A trip to Puerto Rico inspired Isaiah Murtaugh to write the song “San Juan,” but he said the serenade is not about the tropical getaway listeners might expect.
Instead, “San Juan” is about his battles with depression, tumultuous relationship with his Christian faith and finally finding peace with his emotions and spirituality during a trip to Puerto Rico three years ago.
Murtaugh will share the story of San Juan at Spring Sing by performing his song with his roommate Andre Arifin, a third-year geography and environmental studies student.
Murtaugh, a third-year international development studies student, said he and his friends decided to travel to San Juan on a whim after finding $300 round-trip tickets to Puerto Rico online. Having dealt with anxiety and sleep disorders throughout adolescence, Murtaugh said he finally felt at peace among the lagoons, old Spanish ports and rooftop lounges in San Juan.

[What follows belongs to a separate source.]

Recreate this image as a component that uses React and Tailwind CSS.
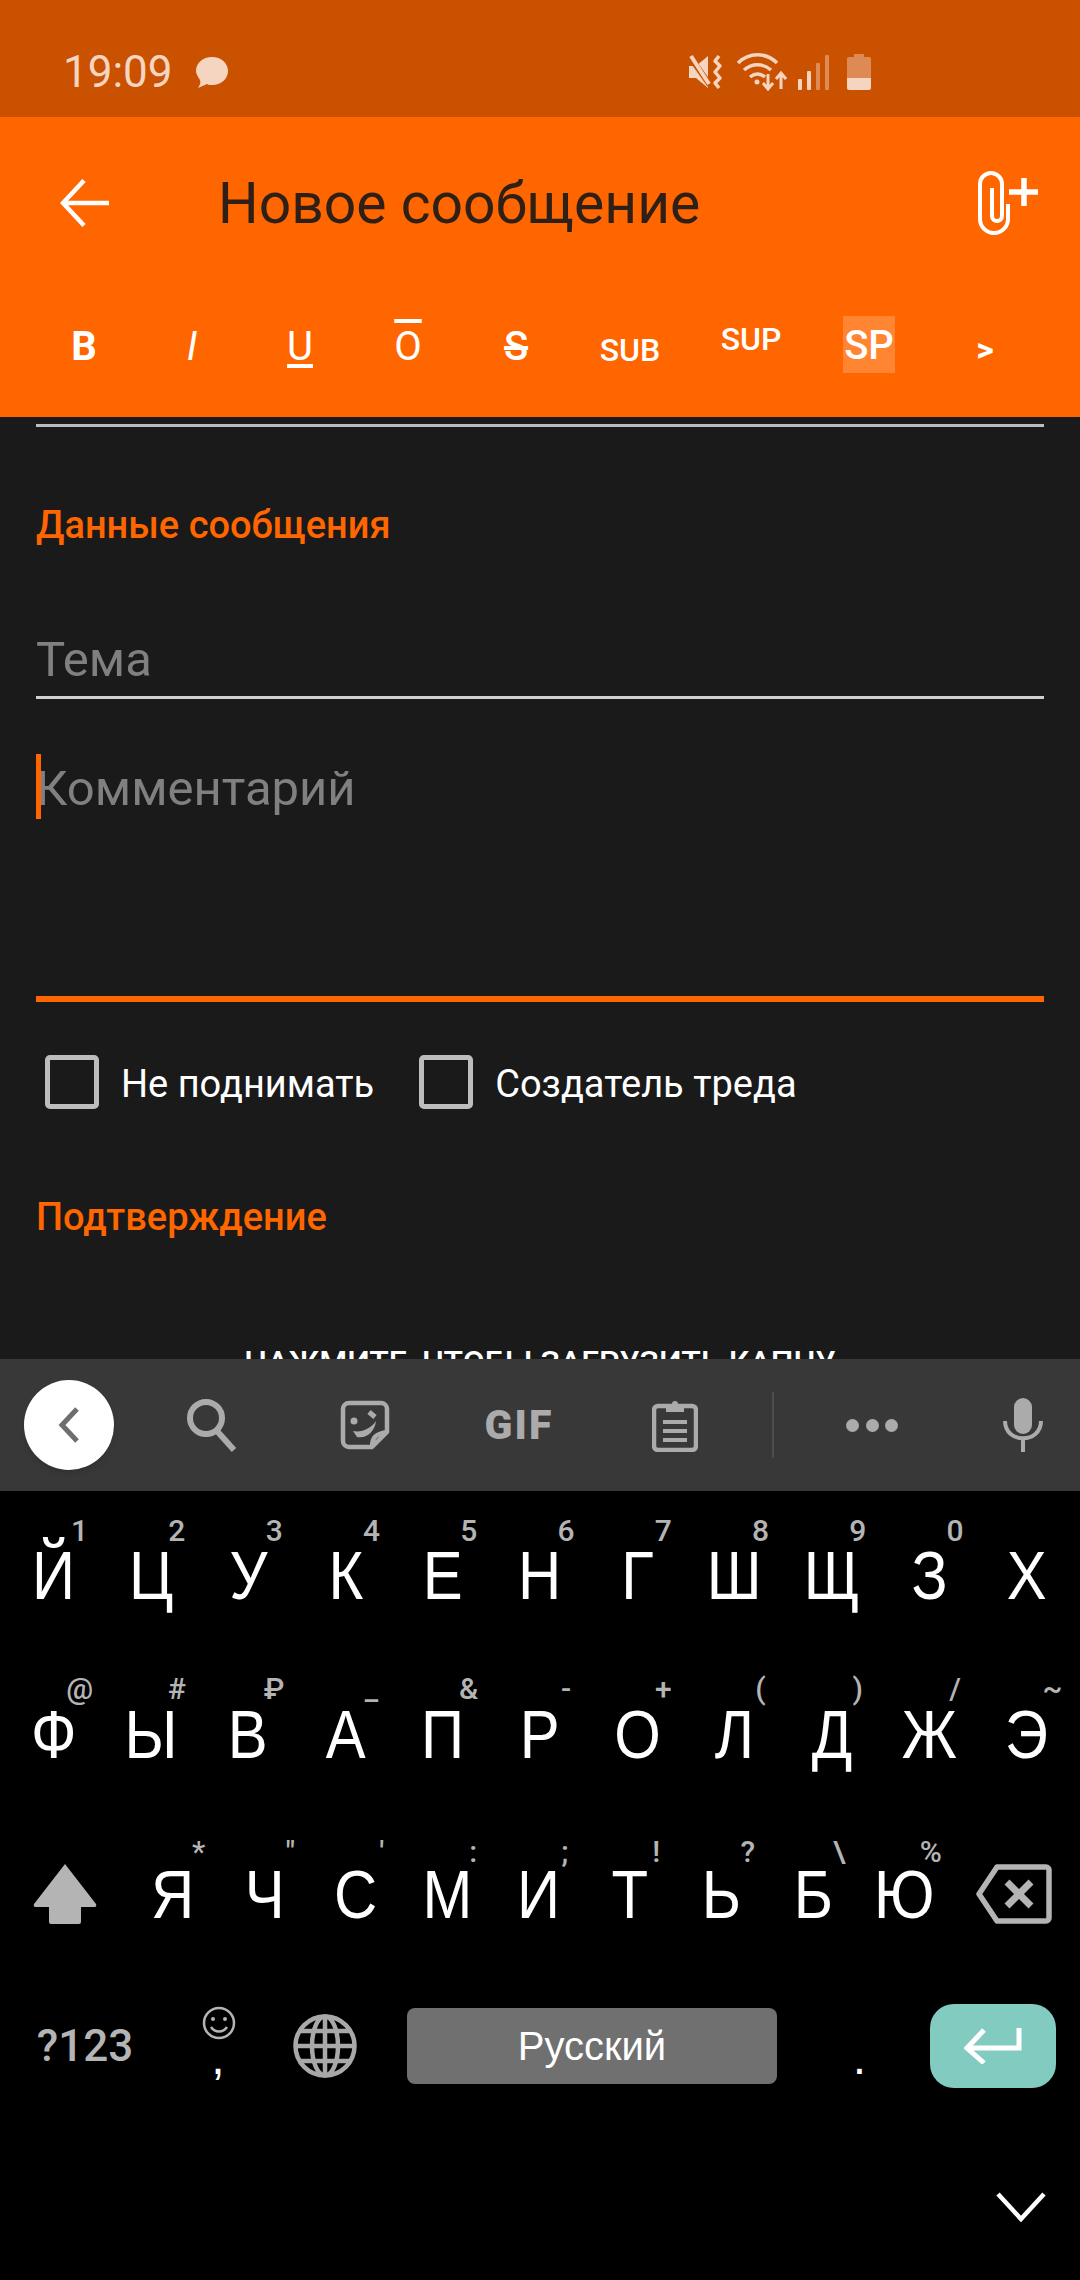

“I’d been struggling with some serious identity and faith problems after my freshman year, but the five days we spent in San Juan were magic,” Murtaugh said.
Murtaugh transformed San Juan from a fond memory to music in October 2015 after texting one of his friends who had been on the trip with him. He said they were reminiscing about Puerto Rico and one of their texts became the first line of the song’s chorus: “Just say the word, and I’ll meet you in San Juan.”
The entire song makes subtle references to spirituality and overcoming inner turmoil using imagery of San Juan as a metaphor for a place of peace and discovery, Murtaugh said.
Murtaugh and Arifin decided to team up after an impromptu jam session in their apartment when Arifin improvised a percussion part to accompany the song.
Although Arifin did not go on the trip with Murtaugh, he said he still connects to the lyrics since he had dealt with similar emotional trials throughout college and shares a devout Christian faith.
Initially, Murtaugh said he planned to audition for this year’s Spring Sing as a soloist under the name “Tom Shay,” a pseudonym he made up to attribute fake philosophical quotes he posts on Twitter and Instagram. He started receiving more likes and comments on his posts when they were attributed to his made-up, famous individual, he said.
“Your words automatically have more value when it’s not you saying them,” Murtaugh said.
When Arifin joined as a percussionist for the song, the duo said they decided to keep the act under the same name.
“Our roommate joked that (Murtaugh) is Tom and I’m Shay,” Arifin said. “I love it – my Instagram username right now is actually ‘i.am.shay.’”
Spring Sing will be the first time Arifin and Murtaugh perform publicly as a duo. Murtaugh said he has never performed for an audience beyond a dozen or so friends. His challenge has been figuring out how to sing something meaningful in front of a large audience, and he hopes his performance will resonate at Spring Sing with its personal message.
“What I’ve been through is valuable for people to hear about – anxiety, depression, doubt and faith,” Murtaugh said.